On 25 June 2018, a DVD release of The Complete Series 1 and 2017 Christmas Special was released on a two-disc DVD set. A DVD release of Series Two was released on 7 October 2019. A DVD of Series 3 was released in March 2020, Series 4 was released as a two-disc set in March 2021, and Series 5 was released as a two-disc set in November 2021.

=== Books ===
On 25 July 2019, a do-it-yourself hardback book was released, entitled The Repair Shop: A Make Do and Mend Handbook, published by BBC Books.

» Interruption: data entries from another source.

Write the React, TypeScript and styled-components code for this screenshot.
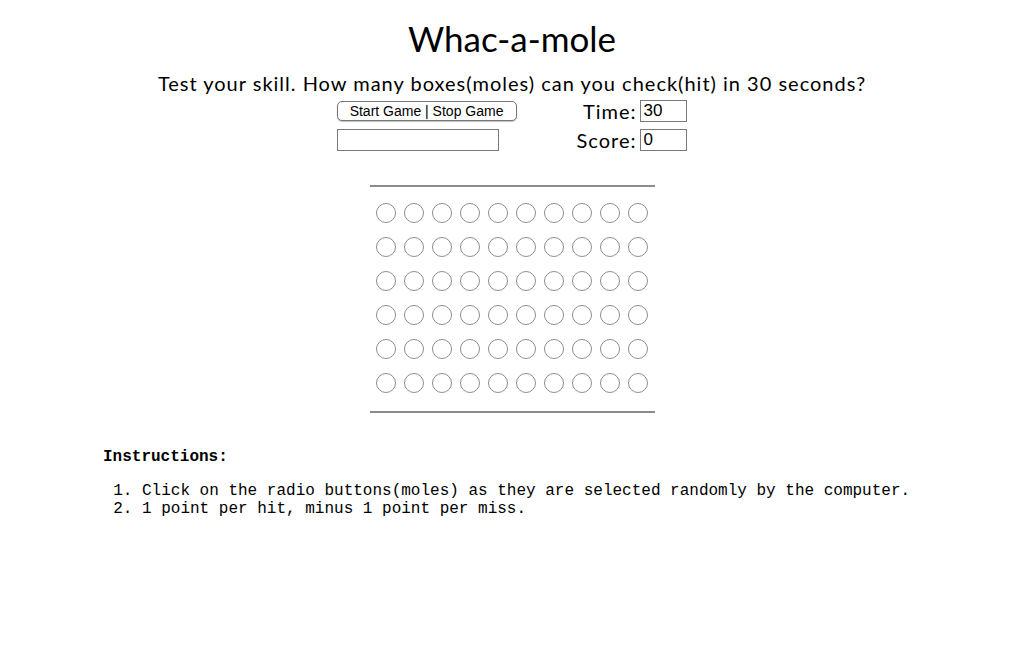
import styled, { createGlobalStyle } from "styled-components";

const GlobalStyle = createGlobalStyle`
  body {
    margin: 0;
    background: #fff;
    color: #000;
    font-family: Lato, "Open Sans", sans-serif;
  }
`;

const ROWS = 6;
const COLS = 10;

const App = () => {
  return (
    <>
      <GlobalStyle />
      <Page>
        <Title>Whac-a-mole</Title>
        <Lead>Test your skill. How many boxes(moles) can you check(hit) in 30 seconds?</Lead>
        <Controls>
          <GameButton type="button">Start Game | Stop Game</GameButton>
          <Field>
            <Label>Time:</Label>
            <SmallInput defaultValue="30" />
          </Field>
          <MessageInput />
          <Field>
            <Label>Score:</Label>
            <SmallInput defaultValue="0" />
          </Field>
        </Controls>
        <Board>
          <Rule />
          <Grid>
            {Array.from({ length: ROWS * COLS }).map((_, i) => (
              <Mole key={i} type="radio" name={`mole-${i}`} />
            ))}
          </Grid>
          <Rule />
        </Board>
      </Page>
      <Instructions>
        <Heading>Instructions:</Heading>
        <Steps>
          <li>Click on the radio buttons(moles) as they are selected randomly by the computer.</li>
          <li>1 point per hit, minus 1 point per miss.</li>
        </Steps>
      </Instructions>
    </>
  );
};

const Page = styled.div`
  display: flex;
  flex-direction: column;
  align-items: center;
`;

const Title = styled.h1`
  margin: 17px 0 0;
  font-size: 35px;
  font-weight: 400;
  line-height: 42px;
`;

const Lead = styled.p`
  margin: 12px 0 0;
  font-size: 20px;
  line-height: 24px;
  letter-spacing: 1px;
`;

const Controls = styled.div`
  display: grid;
  grid-template-columns: 180px auto;
  column-gap: 60px;
  row-gap: 7px;
  margin-top: 5px;
  align-items: center;
`;

const GameButton = styled.button`
  width: 180px;
  height: 20px;
  padding: 0;
  background: #fff;
  border: 1px solid #767676;
  border-radius: 5px;
  box-shadow: 0 1px 1px rgba(0, 0, 0, 0.25);
  font-family: "Liberation Sans", Arial, sans-serif;
  font-size: 14px;
  color: #000;
`;

const MessageInput = styled.input`
  width: 162px;
  height: 22px;
  box-sizing: border-box;
  border: 1px solid #7a7a7a;
  padding: 0 2px;
  font-family: "Liberation Sans", Arial, sans-serif;
`;

const Field = styled.div`
  display: flex;
  align-items: center;
  justify-content: flex-end;
  gap: 4px;
`;

const Label = styled.span`
  font-size: 20px;
  line-height: 22px;
  letter-spacing: 1px;
`;

const SmallInput = styled.input`
  width: 47px;
  height: 22px;
  box-sizing: border-box;
  border: 1px solid #7a7a7a;
  padding: 0 2px;
  font-family: "Liberation Sans", Arial, sans-serif;
  font-size: 17px;
  color: #000;
`;

const Board = styled.div`
  width: 285px;
  margin-top: 34px;
`;

const Rule = styled.hr`
  margin: 0;
  border: none;
  border-top: 2px solid #8c8c8c;
`;

const Grid = styled.div`
  display: grid;
  grid-template-columns: repeat(${COLS}, 28px);
  grid-auto-rows: 34px;
  justify-content: center;
  align-items: center;
  justify-items: center;
  padding: 9px 0 11px;
`;

const Mole = styled.input`
  appearance: none;
  width: 20px;
  height: 20px;
  margin: 0;
  border: 1px solid #8f8f8f;
  border-radius: 50%;
  background: #fff;
`;

const Instructions = styled.div`
  margin: 35px 0 0 103px;
  font-family: "Liberation Mono", "Courier New", monospace;
  font-size: 16px;
`;

const Heading = styled.div`
  font-weight: 700;
  line-height: 18px;
`;

const Steps = styled.ol`
  margin: 16px 0 0;
  padding-left: 39px;
  line-height: 18px;
`;

export default App;
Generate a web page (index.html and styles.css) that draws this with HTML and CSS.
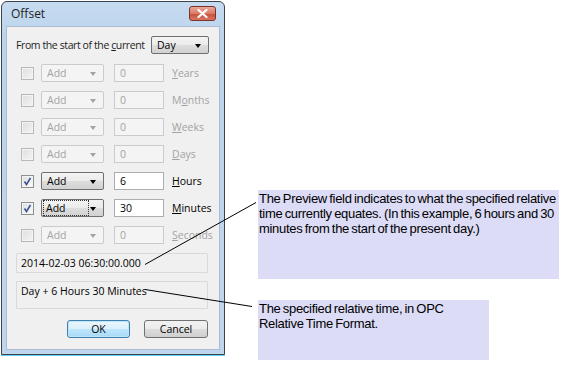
FILE: index.html
```html
<!DOCTYPE html>
<html lang="en">
  <head>
    <title>Offset dialog</title>
    <link rel="stylesheet" href="styles.css">
  </head>
  <body>
    <div class="page">
      <!-- Offset dialog -->
      <div class="window">
        <div class="titlebar">
          <span class="title">Offset</span>
          <span class="close">
            <svg width="11" height="9" viewBox="0 0 11 9">
              <path d="M1.5 1 L9.5 8 M9.5 1 L1.5 8" stroke="#fff" stroke-width="2.2" stroke-linecap="round"/>
            </svg>
          </span>
        </div>

        <div class="client">
          <div class="from-row">
            <span class="from-label">From the start of the <u>c</u>urrent</span>
            <div class="combo active small">Day<span class="arrow"></span></div>
          </div>

          <div class="unit-row off">
            <span class="check"></span>
            <div class="combo">Add<span class="arrow"></span></div>
            <div class="edit">0</div>
            <span class="unit"><u>Y</u>ears</span>
          </div>
          <div class="unit-row off">
            <span class="check"></span>
            <div class="combo">Add<span class="arrow"></span></div>
            <div class="edit">0</div>
            <span class="unit">M<u>o</u>nths</span>
          </div>
          <div class="unit-row off">
            <span class="check"></span>
            <div class="combo">Add<span class="arrow"></span></div>
            <div class="edit">0</div>
            <span class="unit"><u>W</u>eeks</span>
          </div>
          <div class="unit-row off">
            <span class="check"></span>
            <div class="combo">Add<span class="arrow"></span></div>
            <div class="edit">0</div>
            <span class="unit"><u>D</u>ays</span>
          </div>
          <div class="unit-row">
            <span class="check checked">
              <svg width="11" height="11" viewBox="0 0 11 11"><path d="M2.5 5.5 L4.5 8.5 L8.5 2" fill="none" stroke="#3f5596" stroke-width="1.6"/></svg>
            </span>
            <div class="combo active">Add<span class="arrow"></span></div>
            <div class="edit">6</div>
            <span class="unit"><u>H</u>ours</span>
          </div>
          <div class="unit-row">
            <span class="check checked">
              <svg width="11" height="11" viewBox="0 0 11 11"><path d="M2.5 5.5 L4.5 8.5 L8.5 2" fill="none" stroke="#3f5596" stroke-width="1.6"/></svg>
            </span>
            <div class="combo active"><span class="focus">Add</span><span class="arrow"></span></div>
            <div class="edit">30</div>
            <span class="unit"><u>M</u>inutes</span>
          </div>
          <div class="unit-row off">
            <span class="check"></span>
            <div class="combo">Add<span class="arrow"></span></div>
            <div class="edit">0</div>
            <span class="unit"><u>S</u>econds</span>
          </div>

          <div class="field preview">2014-02-03 06:30:00.000</div>
          <div class="field relative">Day + 6 Hours 30 Minutes</div>

          <div class="buttons">
            <div class="btn default">OK</div>
            <div class="btn">Cancel</div>
          </div>
        </div>
      </div>

      <!-- Annotations -->
      <div class="notes">
        <div class="note note-preview">
          The Preview field indicates to what the specified relative time currently equates. (In this example, 6 hours and 30 minutes from the start of the present day.)
        </div>
        <div class="note note-format">
          The specified relative time, in OPC Relative Time Format.
        </div>
      </div>

      <svg class="leaders" width="570" height="370">
        <line x1="145" y1="264.5" x2="256" y2="202.5" stroke="#000" stroke-width="1"/>
        <line x1="145" y1="289.5" x2="252" y2="306.5" stroke="#000" stroke-width="1"/>
      </svg>
    </div>
  </body>
</html>
```

FILE: styles.css
```css
* {
  box-sizing: border-box;
}

body {
  margin: 0;
  background-color: white;
  font-family: "Liberation Sans", Arial, sans-serif;
}

.page {
  position: relative;
  display: flex;
  width: 570px;
  height: 370px;
}

/* dialog frame */
.window {
  display: flex;
  flex-direction: column;
  margin: 1px 0 0 1px;
  width: 224px;
  height: 354px;
  padding: 0 5px 5px 5px;
  border: 1px solid #3b434e;
  border-radius: 6px 6px 0 0;
  background-image: linear-gradient(#c6dbf0, #bcd3ec 40px, #c0d6ee);
  box-shadow: 0 1px 0 #5fd0ee;
}

.titlebar {
  display: flex;
  justify-content: space-between;
  align-items: center;
  height: 25px;
  padding: 0 3px 2px 4px;
}

.title {
  font-family: "Open Sans", "Noto Sans", sans-serif;
  font-size: 12px;
  color: #1e1e1e;
}

.close {
  display: flex;
  justify-content: center;
  align-items: center;
  width: 27px;
  height: 15px;
  border: 1px solid #7a3328;
  border-radius: 3px;
  background-image: linear-gradient(#eaa89a, #db7b68 50%, #c9533c 55%, #d77560);
}

.client {
  flex: 1;
  background-color: #f0f0f0;
  box-shadow: 0 0 0 1px #a9bcd2;
  font-family: "Open Sans", "Noto Sans", sans-serif;
  font-size: 10.5px;
  color: #1e1e1e;
}

u {
  text-decoration: underline;
  text-underline-offset: 1px;
}

.from-row {
  display: flex;
  justify-content: space-between;
  align-items: center;
  height: 18px;
  margin: 9px 10px 0 9px;
  white-space: nowrap;
}

.from-label {
  letter-spacing: -0.4px;
}

.unit-row {
  display: flex;
  align-items: center;
  height: 18px;
  margin-top: 9px;
  padding-left: 14px;
}

.from-row + .unit-row {
  margin-top: 10px;
}

/* checkbox */
.check {
  display: flex;
  justify-content: center;
  align-items: center;
  width: 13px;
  height: 13px;
  margin-right: 7px;
  border: 1px solid #8e8f8f;
  background-image: linear-gradient(135deg, #dcdcdc, #fdfdfd);
  box-shadow: inset 0 0 0 1px #f4f4f4;
}

.off .check {
  border-color: #b8b8b8;
  background-image: linear-gradient(135deg, #dedede, #f4f4f4);
}

/* combo box */
.combo {
  position: relative;
  display: flex;
  align-items: center;
  width: 63px;
  height: 18px;
  margin-right: 10px;
  padding-left: 5px;
  border: 1px solid #c9cbcd;
  border-radius: 2px;
  background-color: #f4f4f4;
  color: #a3a3a3;
}

.combo.active {
  border-color: #707070;
  background-image: linear-gradient(#f3f3f3, #ebebeb 50%, #dddddd 51%, #d2d2d2);
  color: #000;
}

.combo.small {
  width: 58px;
  margin-right: 0;
}

.arrow {
  position: absolute;
  right: 7px;
  top: 7px;
  border-left: 3.5px solid transparent;
  border-right: 3.5px solid transparent;
  border-top: 4px solid #a3a3a3;
}

.combo.active .arrow {
  border-top-color: #000;
}

.focus {
  display: flex;
  align-items: center;
  width: 44px;
  height: 14px;
  margin-left: -3px;
  padding-left: 2px;
  outline: 1px dotted #333;
}

/* text box */
.edit {
  display: flex;
  align-items: center;
  width: 50px;
  height: 18px;
  margin-right: 8px;
  padding-left: 5px;
  border: 1px solid #abadb3;
  background-color: white;
  color: #000;
}

.off .edit {
  border-color: #c9cbcd;
  background-color: #f4f4f4;
  color: #a3a3a3;
}

.unit {
  color: #000;
}

.off .unit {
  color: #a3a3a3;
}

/* read only fields */
.field {
  margin: 9px 11px 0 9px;
  padding: 2px 0 0 4px;
  border: 1px solid #d9d9d9;
  border-radius: 1px;
  color: #000;
}

.preview {
  height: 20px;
}

.relative {
  height: 28px;
  margin-top: 8px;
}

.buttons {
  display: flex;
  justify-content: flex-end;
  gap: 14px;
  margin: 11px 11px 0 0;
}

.btn {
  display: flex;
  justify-content: center;
  align-items: center;
  width: 64px;
  height: 18px;
  border: 1px solid #707070;
  border-radius: 3px;
  background-image: linear-gradient(#f2f2f2, #ebebeb 50%, #dddddd 51%, #cfcfcf);
  color: #000;
}

.btn.default {
  width: 63px;
  border-color: #3c7fb1;
  background-image: linear-gradient(#eaf6fd, #d9f0fc 50%, #bee6fd 51%, #a7d9f5);
  box-shadow: inset 0 0 0 1px #c1e5f7;
}

/* annotation boxes */
.notes {
  display: flex;
  flex-direction: column;
  padding-top: 190px;
  margin-left: 33px;
}

.note {
  padding: 1px 0 0 1px;
  background-color: #dcdcf6;
  font-size: 13px;
  line-height: 15px;
  color: #000;
  letter-spacing: -0.3px;
  word-spacing: -1px;
}

.note-preview {
  width: 301px;
  height: 89px;
}

.note-format {
  width: 231px;
  height: 60px;
  margin-top: 21px;
}

.leaders {
  position: absolute;
  top: 0;
  left: 0;
  pointer-events: none;
}
```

The Repair Shop: Tales from the Workshop of Dreams was published by BBC Books on 5 November 2020.

== Reception ==
In 2019, The Repair Shop received a nomination for a Rose d'Or in the Reality and Factual Entertainment category. After moving to prime time for Series 6 in March 2020, it was watched by 6.7 million people.

In 2023, the show won a National Television Award in the daytime programme category.

For the programme's 2025 Christmas episode, The Jewish Chronicle and the Jewish Telegraph Agency criticised the omission of Jews when the episode explained the damage to Martin Landau’s cello during the Kindertransport. The Jewish Chronicle also alleged that the episode cut away the word "Jewish" from the beginning of a sentence spoken by Helen Mirren, which aired as: "…children were put on the Kindertransport". Ricochet claimed that they thought Landau's Jewish identity was "implicit" but promised to rectify the error. The BBC also apologised for the omission and the correction was eventually made.

== International versions ==
An Australian version of the show, The Repair Shop Australia, debuted on Lifestyle on 3 May 2022. It is hosted by Dean Ipaviz, a builder and carpenter, and features six repairers.

A Dutch version of the show, The Repair Shop, debuted on RTL 4 on 2 September 2019. It was hosted by Humberto Tan, a radio and TV presenter, sports journalist and writer, and lasted one season.

A Dutch version of the show in Belgium, De Repair Shop, debuted on Eén on 4 September 2022. It is hosted by Danira Boukhriss Terkessidis, a newscaster and TV Presenter, and had its second season in 2023.